---- EXERCISE INPUT

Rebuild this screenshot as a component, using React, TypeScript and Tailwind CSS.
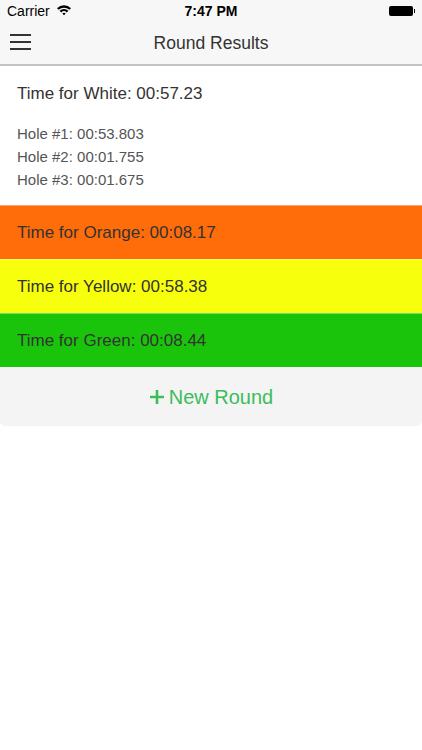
import React from 'react';

const rows = [
    { label: 'Time for Orange: 00:08.17', bg: 'bg-[#ff6c0a]' },
    { label: 'Time for Yellow: 00:58.38', bg: 'bg-[#f7ff0c]' },
    { label: 'Time for Green: 00:08.44', bg: 'bg-[#1ac40b]' },
];

const holes = ['Hole #1: 00:53.803', 'Hole #2: 00:01.755', 'Hole #3: 00:01.675'];

export default function App() {
    return (
        <div className="w-[422px] h-[750px] bg-white font-['Liberation_Sans',Arial,sans-serif] text-[#333]">
            {/* Status bar + nav */}
            <div className="bg-[#f7f7f7]">
                <div className="relative h-[22px] flex items-center px-[7px] text-[14px] text-black">
                    <span>Carrier</span>
                    <svg width="16" height="12" viewBox="0 0 16 12" className="ml-[6px] -mt-[2px]">
                        <path d="M1 4.2 A10 10 0 0 1 15 4.2 L13.4 5.8 A7.8 7.8 0 0 0 2.6 5.8 Z" fill="#000" />
                        <path d="M3.6 6.8 A6.3 6.3 0 0 1 12.4 6.8 L10.8 8.4 A4 4 0 0 0 5.2 8.4 Z" fill="#000" />
                        <path d="M6.3 9.5 A2.4 2.4 0 0 1 9.7 9.5 L8 11.2 Z" fill="#000" />
                    </svg>
                    <span className="absolute left-0 right-0 text-center font-bold text-[14px]">7:47 PM</span>
                    <div className="ml-auto flex items-center">
                        <div className="w-[24px] h-[10px] bg-black rounded-[2px]" />
                        <div className="w-[1.5px] h-[4px] bg-black ml-[1px]" />
                    </div>
                </div>
                <div className="relative h-[42px] flex items-center justify-center">
                    <button className="absolute left-[10px] top-[12px] flex flex-col gap-[5px]">
                        <span className="block w-[21px] h-[2px] bg-[#333]" />
                        <span className="block w-[21px] h-[2px] bg-[#333]" />
                        <span className="block w-[21px] h-[2px] bg-[#333]" />
                    </button>
                    <h1 className="text-[17.5px] text-[#333]">Round Results</h1>
                </div>
                <div className="h-[2px] bg-[#c4c4c4]" />
            </div>

            {/* White result */}
            <div className="px-[17px] pt-[18px] pb-[14px]">
                <div className="text-[17px] leading-[20px]">Time for White: 00:57.23</div>
                <div className="mt-[18px] flex flex-col text-[15px] leading-[23px] text-[#555]">
                    {holes.map((h) => (
                        <div key={h}>{h}</div>
                    ))}
                </div>
            </div>

            {/* Colour rows */}
            {rows.map((r) => (
                <div key={r.label} className={`${r.bg} h-[54px] flex items-center px-[17px] text-[17px] text-[#333] border-t border-white/40`}>
                    {r.label}
                </div>
            ))}

            {/* New round */}
            <button className="w-full h-[59px] bg-[#f4f4f4] rounded-b-[5px] flex items-center justify-center gap-[4px] text-[20px] text-[#3cbc5c] border-t border-white/40">
                <svg width="16" height="16" viewBox="0 0 16 16">
                    <path d="M8 1v14M1 8h14" stroke="#3cbc5c" strokeWidth="2.6" />
                </svg>
                New Round
            </button>
        </div>
    );
}
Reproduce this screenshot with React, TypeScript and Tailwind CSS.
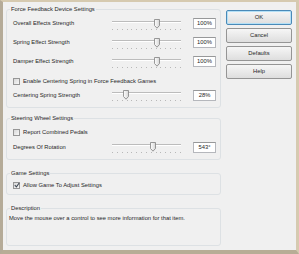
import type { ReactNode } from "react";

function Group({ title, className, children }: { title: string; className: string; children: ReactNode }) {
  return (
    <fieldset className={`rounded-[3px] border border-[#dde1e4] ${className}`}>
      <legend className="ml-[3px] h-[8px] px-[1px] leading-[8px]">{title}</legend>
      {children}
    </fieldset>
  );
}

function Thumb({ className }: { className: string }) {
  return (
    <svg className={`absolute top-[2px] ${className}`} width="6" height="10" viewBox="0 0 6 10">
      <defs>
        <linearGradient id="thumbFill" x1="0" y1="0" x2="1" y2="0">
          <stop offset="0" stopColor="#ffffff" />
          <stop offset="1" stopColor="#d6d6d6" />
        </linearGradient>
      </defs>
      <path d="M0.5 0.5 H5.5 V6.5 L3 9.2 L0.5 6.5 Z" fill="url(#thumbFill)" stroke="#808080" strokeWidth="0.8" />
    </svg>
  );
}

function Slider({ thumb }: { thumb: string }) {
  return (
    <div className="relative h-[14px] w-[69px]">
      <div className="absolute left-0 right-0 top-[4px] h-[1px] bg-[#bcbcbc]" />
      <div className="absolute left-0 right-0 top-[5px] h-[1px] bg-white" />
      <div className="absolute left-0 right-0 top-[12px] flex justify-between">
        {Array.from({ length: 15 }).map((_, i) => (
          <span key={i} className="h-[1px] w-[1px] bg-[#b8b8b8]" />
        ))}
      </div>
      <Thumb className={thumb} />
    </div>
  );
}

function SliderRow({ label, value, thumb, className = "" }: { label: string; value: string; thumb: string; className?: string }) {
  return (
    <div className={`flex items-center ${className}`}>
      <span className="w-[99px]">{label}</span>
      <Slider thumb={thumb} />
      <div className="ml-[12px] flex h-[11px] w-[23px] items-center justify-center border border-[#b5b7bc] border-t-[#979899] bg-white">
        {value}
      </div>
    </div>
  );
}

function Check({ label, checked = false, className = "" }: { label: string; checked?: boolean; className?: string }) {
  return (
    <div className={`flex h-[14px] items-center ${className}`}>
      <span className="relative flex h-[7px] w-[7px] items-center justify-center border border-[#969696] bg-gradient-to-br from-[#d8d8d8] to-[#f8f8f8]">
        {checked && (
          <svg width="6" height="6" viewBox="0 0 6 6" className="absolute">
            <path d="M0.8 3.2 L2.4 4.8 L5.2 1" fill="none" stroke="#404a55" strokeWidth="1.1" />
          </svg>
        )}
      </span>
      <span className="ml-[3px]">{label}</span>
    </div>
  );
}

function Button({ label, primary = false }: { label: string; primary?: boolean }) {
  return (
    <button
      className={`flex h-[15px] w-[66px] items-center justify-center rounded-[2px] border bg-gradient-to-b from-[#f6f6f6] to-[#dedede] ${
        primary ? "border-[#4a8ab8] shadow-[inset_0_0_0_1px_#b4e0f6]" : "border-[#959595]"
      }`}
    >
      {label}
    </button>
  );
}

export default function App() {
  return (
    <div className="h-[254px] w-[299px] border-b-[4px] border-l-[3px] border-r-[3px] border-t-[2px] border-[#d6cab0] border-l-[#b5ab98] border-b-[#b8ad96] bg-[#f0f0f0] font-['Liberation_Sans',Arial,sans-serif] text-[5.8px] text-[#262626]">
      <div className="flex">
        <div className="ml-[3px] flex w-[215px] flex-col">
          <Group title="Force Feedback Device Settings" className="mt-[3px]">
            <div className="flex flex-col pb-[5px] pl-[6px] pr-[4px] pt-[1px]">
              <SliderRow label="Overall Effects Strength" value="100%" thumb="left-[42px]" className="h-[19px]" />
              <SliderRow label="Spring Effect Strength" value="100%" thumb="left-[42px]" className="h-[19px]" />
              <SliderRow label="Damper Effect Strength" value="100%" thumb="left-[42px]" className="h-[19px]" />
              <Check label="Enable Centering Spring in Force Feedback Games" className="mt-[3px]" />
              <SliderRow label="Centering Spring Strength" value="28%" thumb="left-[11px]" className="h-[14px]" />
            </div>
          </Group>
          <Group title="Steering Wheel Settings" className="mt-[6px]">
            <div className="flex flex-col pb-[5px] pl-[6px] pr-[4px]">
              <Check label="Report Combined Pedals" className="mt-[3px]" />
              <SliderRow label="Degrees Of Rotation" value="543°" thumb="left-[38px]" className="mt-[1px] h-[14px]" />
            </div>
          </Group>
          <Group title="Game Settings" className="mt-[9px]">
            <div className="flex flex-col pb-[2px] pl-[6px]">
              <Check label="Allow Game To Adjust Settings" checked className="mt-[1px]" />
            </div>
          </Group>
          <Group title="Description" className="mt-[9px] h-[42px]">
            <div className="mt-[2px] h-[8px] pl-[2px] leading-[8px]">
              Move the mouse over a control to see more information for that item.
            </div>
          </Group>
        </div>
        <div className="ml-[5px] mt-[8px] flex flex-col gap-[3px]">
          <Button label="OK" primary />
          <Button label="Cancel" />
          <Button label="Defaults" />
          <Button label="Help" />
        </div>
      </div>
    </div>
  );
}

--------

- [STATED EXERCISE]:
Starting with the first line of the data above and ending with the line containing "const holes = ['Hole", please restate every line exactly, leaving images out.

- [RESPONSE TO THE EXERCISE]:
Rebuild this screenshot as a component, using React, TypeScript and Tailwind CSS.
import React from 'react';

const rows = [
    { label: 'Time for Orange: 00:08.17', bg: 'bg-[#ff6c0a]' },
    { label: 'Time for Yellow: 00:58.38', bg: 'bg-[#f7ff0c]' },
    { label: 'Time for Green: 00:08.44', bg: 'bg-[#1ac40b]' },
];

const holes = ['Hole #1: 00:53.803', 'Hole #2: 00:01.755', 'Hole #3: 00:01.675'];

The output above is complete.